The first step, of course, is getting the commitment from the buying organization to move forward with the evaluation of the offering.
As noted in the previous chapter, we believe that prior to committing to a buying cycle, salespeople should meet with all Key Players to understand their issues, determine if their offering represents a fit for the buyer's environment, establish potential value, and gain consensus that a formal evaluation makes sense. Key Players should understand what's in it for them. They should then come to some consensus and agreement on (1) the steps needed to reach a decision and (2) the timeframe for the overall evaluation.
Now it's time to move the process forward. To do so, the salesperson has to orchestrate getting all the key people together.

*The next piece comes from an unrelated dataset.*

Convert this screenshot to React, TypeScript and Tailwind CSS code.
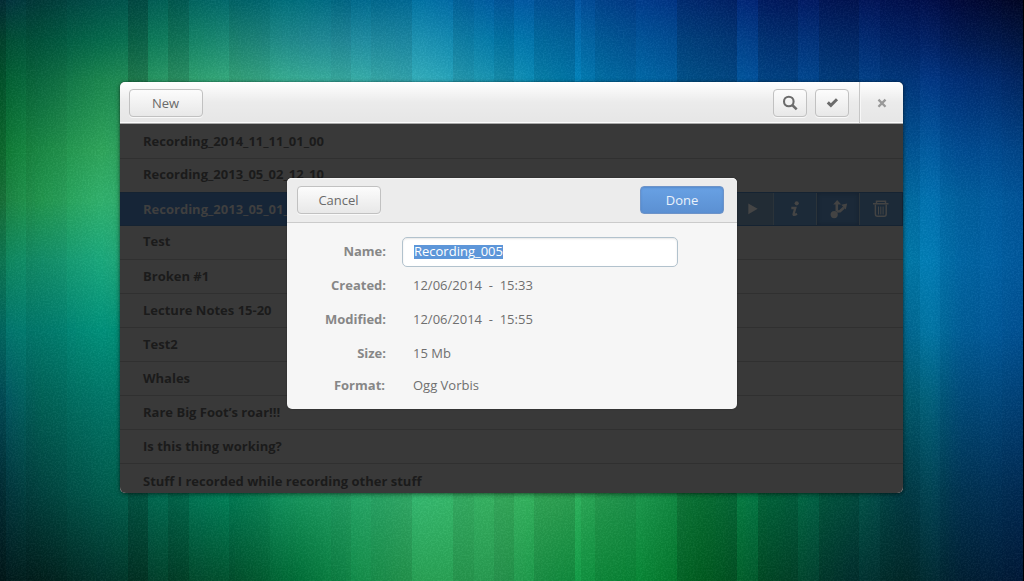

This is the meeting that, in the previous chapter, you invited the chief financial officer to attend. The seller has to summarize progress to date and verify that the buyers feel there is enough potential benefit that further investigation is warranted. Finally—and most important—the seller has to obtain a commitment to proceed.
At some point in this process, the seller may attempt to push toward a commitment by pointing out a fact that should be obvious, but often isn't: By taking the time to evaluate this particular offering, the buyer is making a serious commitment of time, resources, and effort. Yes, the seller has a lot at stake, but the buyer, too, has money on the table, and that pile of chips is only growing. (Of course, the seller can be prepared to point out the cost to the buyer of not moving, as well.)
Looking for a commitment benefits the selling organization in several ways. First, it continues the qualification process. (If this opportunity is going to fizzle, let's find out sooner, rather than later.) Second, the selling organization wants to shape the sales cycle as much as possible. Simply put, would you rather sign a lease prepared by your landlord, or one prepared by you?
Looking for a commitment doesn't always succeed. A salesperson selling enterprise software recently told us about his attempts to obtain agreement on a $100,000 opportunity that he was working on. The VP of Engineering and the CIO were in favor of committing the resources necessary to work with the vendor. The VP of Manufacturing, though, had a track record of having difficulty with implementing technology, and was known to be a potential Adversary. Sure enough, during the meeting designed to gain consensus, the whole deal came unraveled, as the VP of Manufacturing argued passionately, and ultimately succeeded in convincing everyone, that it was "not the right time" to consider new software.
So is our recommendation—scheduling a meeting to extract a commitment from the organization—a bad idea? We don't think so, because we believe that in sales, bad news early is actually good news. Would you rather learn that the "opportunity" is a pipe(line?) dream in month 1, or in month 6, after you have expended a great deal of time and resources, and have been carrying it on your forecast as having a high probability of closing?